Of all the seasons, I like spring the least.
Of all the seasons, I like spring the least. Spring doesn't start for a couple of weeks, but I thought I'd get a jump on explaining my dislike. I like summer, I like fall and winter, but I've never cared much for spring, especially early spring. If we took a vote, I suppose summer would be the favorite. I'd like it to be fall all 12 months. (That may have something to do with football.)
The trouble with spring is, it doesn't know whether to be winter or summer, and ends up neither. We like it because we've been cold for four months, but spring can be either too cold or too warm. We don't know what to wear.

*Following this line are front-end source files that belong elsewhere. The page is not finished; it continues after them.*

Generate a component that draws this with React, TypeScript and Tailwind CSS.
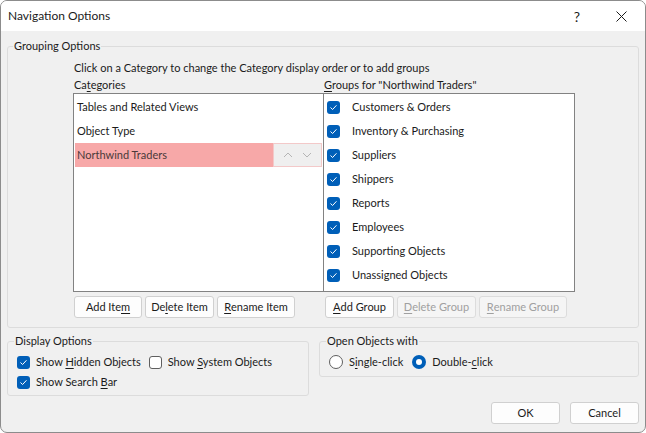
import React from 'react';

const font = { fontFamily: 'Lato, "Segoe UI", sans-serif' };

function Check({ checked = true }: { checked?: boolean }) {
  if (!checked) {
    return <span className="inline-block w-[13px] h-[13px] rounded-[3px] border border-[#5f5f5f] bg-white shrink-0" />;
  }
  return (
    <span className="inline-flex items-center justify-center w-[13px] h-[13px] rounded-[3px] bg-[#005fb8] shrink-0">
      <svg width="9" height="9" viewBox="0 0 9 9" fill="none">
        <path d="M1.8 4.8 L3.6 6.5 L7.2 2.6" stroke="white" strokeWidth="1" strokeLinecap="round" strokeLinejoin="round" />
      </svg>
    </span>
  );
}

function Radio({ on = false }: { on?: boolean }) {
  return on ? (
    <span className="inline-flex items-center justify-center w-[14px] h-[14px] rounded-full bg-[#005fb8] shrink-0">
      <span className="w-[6px] h-[6px] rounded-full bg-white" />
    </span>
  ) : (
    <span className="inline-block w-[14px] h-[14px] rounded-full border border-[#5f5f5f] bg-white shrink-0" />
  );
}

function Btn({ children, w, disabled = false }: { children: React.ReactNode; w: string; disabled?: boolean }) {
  return (
    <div
      className={`${w} h-[22px] flex items-center justify-center rounded-[3px] border whitespace-nowrap ${
        disabled ? 'text-[#a0a0a0] bg-[#f5f5f5] border-[#dcdcdc]' : 'text-[#1b1b1b] bg-[#fdfdfd] border-[#d0d0d0]'
      }`}
    >
      {children}
    </div>
  );
}

const u = (s: string) => <span className="underline underline-offset-2">{s}</span>;

const groups = [
  'Customers & Orders',
  'Inventory & Purchasing',
  'Suppliers',
  'Shippers',
  'Reports',
  'Employees',
  'Supporting Objects',
  'Unassigned Objects',
];

export default function App() {
  return (
    <div className="w-[646px] h-[433px] bg-[#f0f0f0] border border-[#8c8c8c] rounded-[7px] overflow-hidden text-[11px] text-[#1b1b1b] whitespace-nowrap" style={font}>
      {/* title bar */}
      <div className="h-[30px] bg-white flex items-center pl-[7px] text-[12px]">
        <span className="flex-1">Navigation Options</span>
        <span className="w-[24px] text-[14px] text-center mr-[27px]">?</span>
        <svg width="11" height="11" viewBox="0 0 11 11" className="mr-[18px]">
          <path d="M0.5 0.5 L10.5 10.5 M10.5 0.5 L0.5 10.5" stroke="#1b1b1b" strokeWidth="1" />
        </svg>
      </div>

      <div className="px-[6px]">
        {/* Grouping Options */}
        <fieldset className="mt-[7px] border border-[#dcdcdc] rounded-[3px] h-[290px] px-[5px]">
          <legend className="px-[1px] leading-[16px]">Grouping Options</legend>
          <div className="pl-[61px] mt-[6px] leading-[16px]">Click on a Category to change the Category display order or to add groups</div>
          <div className="flex pl-[60px]">
            <div className="w-[251px]">
              <div className="leading-[17px] pl-[1px]">Ca{u('t')}egories</div>
              <div className="h-[199px] border border-[#828282] bg-white pt-[1px] px-[1px]">
                <div className="h-[24px] flex items-center pl-[2px]">Tables and Related Views</div>
                <div className="h-[24px] flex items-center pl-[2px]">Object Type</div>
                <div className="h-[24px] flex items-center pl-[2px] bg-[#f7a8a8] text-[#4a3a3a]">
                  <span className="flex-1">Northwind Traders</span>
                  <div className="w-[49px] h-[24px] bg-[#efefef] border border-[#f3c9c9] flex items-center justify-around px-[4px]">
                    <svg width="10" height="6" viewBox="0 0 10 6"><path d="M1 5 L5 1 L9 5" stroke="#b5b5b5" fill="none" /></svg>
                    <svg width="10" height="6" viewBox="0 0 10 6"><path d="M1 1 L5 5 L9 1" stroke="#b5b5b5" fill="none" /></svg>
                  </div>
                </div>
              </div>
              <div className="flex gap-[3px] mt-[4px] pl-[1px]">
                <Btn w="w-[68px]">Add Ite{u('m')}</Btn>
                <Btn w="w-[69px]">De{u('l')}ete Item</Btn>
                <Btn w="w-[78px]">{u('R')}ename Item</Btn>
              </div>
            </div>
            <div className="w-[251px]">
              <div className="leading-[17px]">{u('G')}roups for "Northwind Traders"</div>
              <div className="h-[199px] border border-[#828282] border-l-0 bg-white pt-[1px]">
                {groups.map((g) => (
                  <div key={g} className="h-[24px] flex items-center pl-[3px]">
                    <Check />
                    <span className="ml-[12px]">{g}</span>
                  </div>
                ))}
              </div>
              <div className="flex gap-[3px] mt-[4px] pl-[1px]">
                <Btn w="w-[69px]">{u('A')}dd Group</Btn>
                <Btn w="w-[79px]" disabled>{u('D')}elete Group</Btn>
                <Btn w="w-[88px]" disabled>{u('R')}ename Group</Btn>
              </div>
            </div>
          </div>
        </fieldset>

        <div className="flex mt-[5px] gap-[10px]">
          <fieldset className="w-[303px] h-[63px] border border-[#dcdcdc] rounded-[3px] px-[9px]">
            <legend className="px-[1px] leading-[16px] -ml-[3px]">Display Options</legend>
            <div className="flex items-center h-[20px] mt-[3px]">
              <Check />
              <span className="ml-[6px]">Show {u('H')}idden Objects</span>
              <span className="ml-[8px] flex items-center">
                <Check checked={false} />
                <span className="ml-[6px]">Show {u('S')}ystem Objects</span>
              </span>
            </div>
            <div className="flex items-center h-[20px]">
              <Check />
              <span className="ml-[6px]">Show Search {u('B')}ar</span>
            </div>
          </fieldset>
          <div className="flex flex-col">
            <fieldset className="w-[320px] h-[44px] border border-[#dcdcdc] rounded-[3px] px-[9px]">
              <legend className="px-[1px] leading-[16px] -ml-[3px]">Open Objects with</legend>
              <div className="flex items-center h-[20px] mt-[3px]">
                <Radio />
                <span className="ml-[6px]">S{u('i')}ngle-click</span>
                <span className="ml-[9px] flex items-center">
                  <Radio on />
                  <span className="ml-[6px]">Double-{u('c')}lick</span>
                </span>
              </div>
            </fieldset>
            <div className="flex justify-end gap-[10px] mt-[25px]">
              <Btn w="w-[69px]">OK</Btn>
              <Btn w="w-[69px]">Cancel</Btn>
            </div>
          </div>
        </div>
      </div>
    </div>
  );
}
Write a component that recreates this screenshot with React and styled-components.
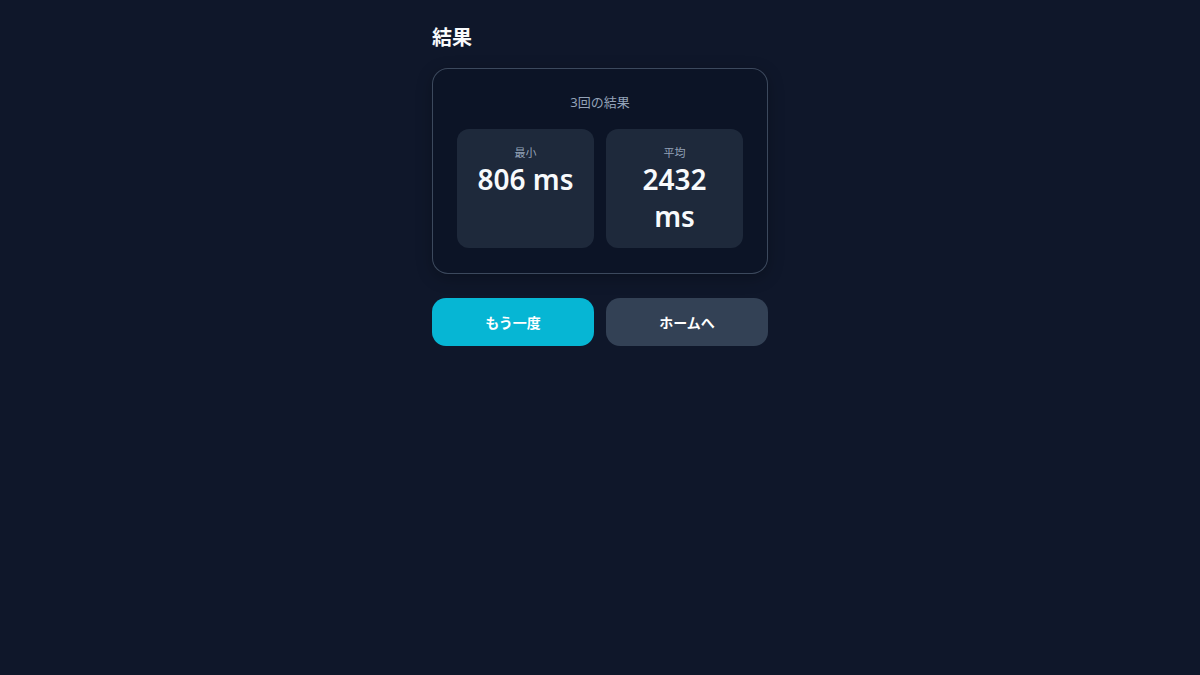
import React from 'react';
import styled, { createGlobalStyle } from 'styled-components';

const GlobalStyle = createGlobalStyle`
  * { box-sizing: border-box; }
  html, body {
    margin: 0;
    background: #0f172a;
    color: #f8fafc;
    font-family: "Noto Sans", "Noto Sans CJK JP", sans-serif;
  }
`;

const Page = styled.div`
  min-height: 675px;
  display: flex;
  justify-content: center;
  padding: 24px 0;
`;

const Column = styled.div`
  width: 336px;
`;

const Title = styled.h2`
  margin: 0 0 16px;
  font-size: 20px;
  line-height: 28px;
  font-weight: 700;
  color: #f8fafc;
`;

const Card = styled.div`
  border: 1px solid rgba(100, 116, 139, 0.55);
  border-radius: 16px;
  background: #0c1426;
  box-shadow: 0 4px 16px rgba(0, 0, 0, 0.25);
  padding: 23px 24px 25px;
`;

const Caption = styled.div`
  text-align: center;
  font-size: 13px;
  line-height: 20px;
  color: #94a3b8;
  margin-bottom: 17px;
`;

const StatGrid = styled.div`
  display: grid;
  grid-template-columns: 1fr 1fr;
  gap: 12px;
`;

const StatBox = styled.div`
  background: #1e293b;
  border-radius: 12px;
  padding: 16px 16px 13px;
  min-height: 119px;
  text-align: center;
`;

const StatLabel = styled.div`
  font-size: 11px;
  line-height: 16px;
  color: #94a3b8;
`;

const StatValue = styled.div`
  font-size: 28px;
  line-height: 37px;
  font-weight: 600;
  color: #f8fafc;
`;

const Actions = styled.div`
  display: grid;
  grid-template-columns: 1fr 1fr;
  gap: 12px;
  margin-top: 24px;
`;

const Button = styled.button`
  height: 48px;
  border: none;
  border-radius: 14px;
  font-family: inherit;
  font-size: 14px;
  font-weight: 600;
  color: #ffffff;
  background: ${p => (p.$primary ? '#06b6d4' : '#334155')};
  cursor: pointer;
`;

const stats = [
  { label: '最小', value: '806 ms' },
  { label: '平均', value: '2432 ms' },
];

export default function App() {
  return (
    <>
      <GlobalStyle />
      <Page>
        <Column>
          <Title>結果</Title>
          <Card>
            <Caption>3回の結果</Caption>
            <StatGrid>
              {stats.map(s => (
                <StatBox key={s.label}>
                  <StatLabel>{s.label}</StatLabel>
                  <StatValue>{s.value}</StatValue>
                </StatBox>
              ))}
            </StatGrid>
          </Card>
          <Actions>
            <Button $primary>もう一度</Button>
            <Button>ホームへ</Button>
          </Actions>
        </Column>
      </Page>
    </>
  );
}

The month of March ends when spring begins, and seldom do we get a warm day all month. I'd like to see statistics on the use of heating fuel during March. I'll bet we use heating fuel and electricity almost as much in March as in January or February. I think the month of March gives spring a bad name.
It's an amazing thing that we can live on this globe called "Earth." I don't know whether conditions on Earth just happen to be right to support life, or whether living things adapted to the conditions as they evolved. If Earth ever gets a lot warmer or colder, life could become very uncomfortable — not to mention expensive. Depending on which way things went, people would crowd into Alaska or Florida. A lot of people go to Florida in the winter now, of course, and those of us who stay up North find anyone who likes Florida warmth hard to understand.
Clothes are one of our big expenses in all seasons. (The clothing industry has done a good job of making the lighter clothes we wear in the summer just as expensive as the heavier things we wear in the winter.)
My father traveled in the South most of his life and was the first person I ever knew who wore seersucker. I've since found out that seersucker is a great cloth for covering the body in hot weather. I like khaki but seersucker is cooler.
I spent a month of my life in India, and if I never go back it will be too soon. I like Indian food, but it's a mystery to me why Indian food is made hot to the taste. The temperature in Bombay may be 102 in the shade, but the food is hotter.
The heating and cooling systems we've developed for our houses and work spaces are great. I suppose the time will come when they figure out a way to control the climate of our whole earth. Eventually, we may not need furnaces or air conditioners.
When I was young and my father was out of town, my mother took care of the furnace in the basement. A company dumped tons of coal in our basement every few weeks in the winter, and Mom shoveled it into the furnace. Coal was efficient and kept the house as warm as oil does now.
So now I'm waiting for spring to begin, so I can prepare my house for summer and fall.